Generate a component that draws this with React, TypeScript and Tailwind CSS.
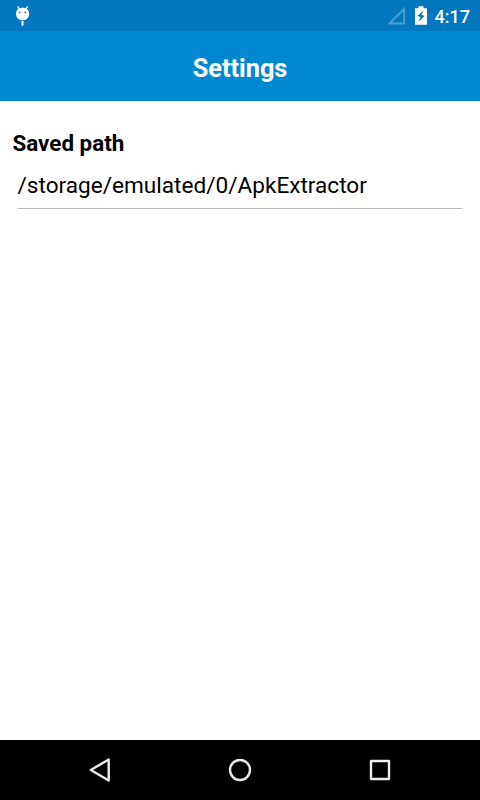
function DebugIcon() {
  return (
    <svg className="h-[31px] w-[20px]" viewBox="12 0 20 31" fill="white">
      <path d="M17.600 6.300l2 3M27.600 6.300l-2 3" stroke="white" strokeWidth="1.200" />
      <path d="M16 13.800C16 10 18.600 7.800 22.600 7.800s6.600 2.200 6.600 6c0 3.800-2.600 6.400-6.600 6.400S16 17.600 16 13.800z" />
      <rect x="21.500" y="20.800" width="2" height="4.800" />
      <circle cx="19.800" cy="12.300" r="0.900" fill="#0277bd" />
      <circle cx="25.200" cy="12.300" r="0.900" fill="#0277bd" />
    </svg>
  );
}

function SignalIcon() {
  return (
    <svg className="h-[19px] w-[19px]" viewBox="0 0 19 19" fill="none">
      <path d="M2.500 17.500H17.200V2.800z" stroke="#4d9fd0" strokeWidth="1.900" />
    </svg>
  );
}

function BatteryIcon() {
  return (
    <svg className="h-[19px] w-[12px]" viewBox="0 0 12 19">
      <path d="M3.500 0.300h5v1.900H12v16.500H0V2.200h3.500z" fill="white" />
      <path d="M8.600 4.600L2.300 9.900L5.500 11L3.400 15.800L9.700 9.900L6.500 8.700z" fill="#0277bd" />
    </svg>
  );
}

function StatusBar() {
  return (
    <div className="flex h-[31px] items-center justify-between bg-[#0277bd] pl-3 pr-2.5">
      <DebugIcon />
      <div className="flex items-center">
        <SignalIcon />
        <div className="ml-[9px]">
          <BatteryIcon />
        </div>
        <span className="ml-[8px] pt-[2px] text-[18px] leading-none font-medium text-white">
          4:17
        </span>
      </div>
    </div>
  );
}

function NavBar() {
  return (
    <nav className="flex h-[60px] items-center justify-between bg-black px-[88px]">
      <button aria-label="Back">
        <svg className="block size-6" viewBox="0 0 24 24" fill="none">
          <path
            d="M2.800 12L20.700 1.500V22.500z"
            stroke="#eeeeee"
            strokeWidth="2.400"
            strokeLinejoin="round"
          />
        </svg>
      </button>
      <button aria-label="Home">
        <svg className="block size-6" viewBox="0 0 24 24" fill="none">
          <circle cx="12" cy="12" r="10" stroke="#e8e8e8" strokeWidth="2.400" />
        </svg>
      </button>
      <button aria-label="Recent apps">
        <svg className="block size-6" viewBox="0 0 24 24" fill="none">
          <rect
            x="3"
            y="3"
            width="18"
            height="18"
            stroke="#eeeeee"
            strokeWidth="2.400"
            strokeLinejoin="round"
          />
        </svg>
      </button>
    </nav>
  );
}

export default function App() {
  return (
    <div className="flex h-[800px] w-[480px] flex-col overflow-hidden bg-white font-['Roboto',sans-serif]">
      <StatusBar />
      <header className="flex h-[70px] items-center justify-center bg-[#0288d1] pt-[5px]">
        <h1 className="text-[25.300px] leading-8 font-bold text-white">Settings</h1>
      </header>
      <main className="flex-1 px-[12.500px] pt-[27px] text-black">
        <h2 className="text-[22.400px] leading-[30px] font-bold">Saved path</h2>
        <div className="mx-[5px] h-[51px] w-[444px] border-b border-[#b8b8b8] pt-[13px] text-[22.600px] leading-[30px]">
          /storage/emulated/0/ApkExtractor
        </div>
      </main>
      <NavBar />
    </div>
  );
}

SHORT PROBLEM:
Restate the whole of the material word for word without the pictures.

FULL SOLUTION:
Generate a component that draws this with React, TypeScript and Tailwind CSS.
function DebugIcon() {
  return (
    <svg className="h-[31px] w-[20px]" viewBox="12 0 20 31" fill="white">
      <path d="M17.600 6.300l2 3M27.600 6.300l-2 3" stroke="white" strokeWidth="1.200" />
      <path d="M16 13.800C16 10 18.600 7.800 22.600 7.800s6.600 2.200 6.600 6c0 3.800-2.600 6.400-6.600 6.400S16 17.600 16 13.800z" />
      <rect x="21.500" y="20.800" width="2" height="4.800" />
      <circle cx="19.800" cy="12.300" r="0.900" fill="#0277bd" />
      <circle cx="25.200" cy="12.300" r="0.900" fill="#0277bd" />
    </svg>
  );
}

function SignalIcon() {
  return (
    <svg className="h-[19px] w-[19px]" viewBox="0 0 19 19" fill="none">
      <path d="M2.500 17.500H17.200V2.800z" stroke="#4d9fd0" strokeWidth="1.900" />
    </svg>
  );
}

function BatteryIcon() {
  return (
    <svg className="h-[19px] w-[12px]" viewBox="0 0 12 19">
      <path d="M3.500 0.300h5v1.900H12v16.500H0V2.200h3.500z" fill="white" />
      <path d="M8.600 4.600L2.300 9.900L5.500 11L3.400 15.800L9.700 9.900L6.500 8.700z" fill="#0277bd" />
    </svg>
  );
}

function StatusBar() {
  return (
    <div className="flex h-[31px] items-center justify-between bg-[#0277bd] pl-3 pr-2.5">
      <DebugIcon />
      <div className="flex items-center">
        <SignalIcon />
        <div className="ml-[9px]">
          <BatteryIcon />
        </div>
        <span className="ml-[8px] pt-[2px] text-[18px] leading-none font-medium text-white">
          4:17
        </span>
      </div>
    </div>
  );
}

function NavBar() {
  return (
    <nav className="flex h-[60px] items-center justify-between bg-black px-[88px]">
      <button aria-label="Back">
        <svg className="block size-6" viewBox="0 0 24 24" fill="none">
          <path
            d="M2.800 12L20.700 1.500V22.500z"
            stroke="#eeeeee"
            strokeWidth="2.400"
            strokeLinejoin="round"
          />
        </svg>
      </button>
      <button aria-label="Home">
        <svg className="block size-6" viewBox="0 0 24 24" fill="none">
          <circle cx="12" cy="12" r="10" stroke="#e8e8e8" strokeWidth="2.400" />
        </svg>
      </button>
      <button aria-label="Recent apps">
        <svg className="block size-6" viewBox="0 0 24 24" fill="none">
          <rect
            x="3"
            y="3"
            width="18"
            height="18"
            stroke="#eeeeee"
            strokeWidth="2.400"
            strokeLinejoin="round"
          />
        </svg>
      </button>
    </nav>
  );
}

export default function App() {
  return (
    <div className="flex h-[800px] w-[480px] flex-col overflow-hidden bg-white font-['Roboto',sans-serif]">
      <StatusBar />
      <header className="flex h-[70px] items-center justify-center bg-[#0288d1] pt-[5px]">
        <h1 className="text-[25.300px] leading-8 font-bold text-white">Settings</h1>
      </header>
      <main className="flex-1 px-[12.500px] pt-[27px] text-black">
        <h2 className="text-[22.400px] leading-[30px] font-bold">Saved path</h2>
        <div className="mx-[5px] h-[51px] w-[444px] border-b border-[#b8b8b8] pt-[13px] text-[22.600px] leading-[30px]">
          /storage/emulated/0/ApkExtractor
        </div>
      </main>
      <NavBar />
    </div>
  );
}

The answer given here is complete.